Assessing and comparing performance in private foundations is far more challenging than in other nonprofits. As noted by the Center for Effective Philanthropy's executive director, Phil Buchanan: "There is no universal measure of return for foundations. Some foundations fund efforts to promote literacy, and others fund efforts to promote peace and security. The impact of these efforts cannot possibly be measured in equivalent units."
(7) For individual foundations, the challenge of performance measurement is hardly less difficult. First, the social objectives of most private foundations are broad and almost never easily quantifiable. Second, even when foundations are working toward quantifiable social improvements—for example, a reduction in the number of people lacking health insurance and access to health care—the size of the problem, the number of other players and forces at work, and the time required to achieve effect nearly always make performance attribution for any single institution impossible.
Yet the need for an overall performance assessment tool for private foundations is particularly acute.

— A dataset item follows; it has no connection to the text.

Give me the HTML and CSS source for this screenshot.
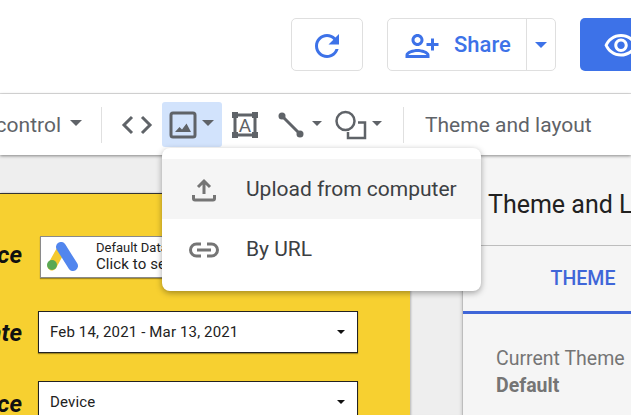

There are a number of reasons:
 | The absence of market and electoral tests, the lack of continuing and widespread media scrutiny, the severe limitations of public regulation even with regard to preventing abuses, and the private and privileged nature of these institutions leave them peculiarly vulnerable to underperformance. |
 | The boards of private foundations require some form of institutional assessment if they are to fulfill their fiduciary responsibilities and justify the contribution of their time. |
 | As a result of abuses by some private foundations in recent years, the sector as a whole has come under heightened scrutiny by the Senate Finance Committee and state regulators—making it even more important that private foundations demonstrate they are worthy of the tax incentives available to them. |
 | In the absence of other measures, minimization of intramural expenses—loosely labeled as "administrative"—may become the "default universal measure of performance."(8) Yet, certainly for value-added foundations, intramural expenses on program development, research, and communication of results may be a defining difference between being "great" or just "good." |
 | Lack of appropriately constructed performance assessment tools can discourage the risk-taking that should be characteristic of foundations, given their unique privileges. |
 | Unexposed to market and other external forces, foundations especially need to be "learning organizations" if they are to be high performers, and much of that learning can be achieved by devising and implementing measures for assessing institutional performance.(9) |
Foundations are therefore well advised—whatever their mission—"to assemble a set of indicators that, taken together, are suggestive of an answer to the larger question of 'how effective are we?'"
(10) Fortunately, the "balanced scorecard" framework developed by Harvard management professor Robert S. Kaplan and consultant David P. Norton in the mid-1990s enables organizations to clarify their goals and strategy, measure performance, and use feedback mechanisms to improve performance.
(11) Now used by a wide range of corporations, public agencies, nonprofits, and a small group of foundations, the balanced scorecard was adopted by The Commonwealth Fund during the year as a means of ensuring continued high performance.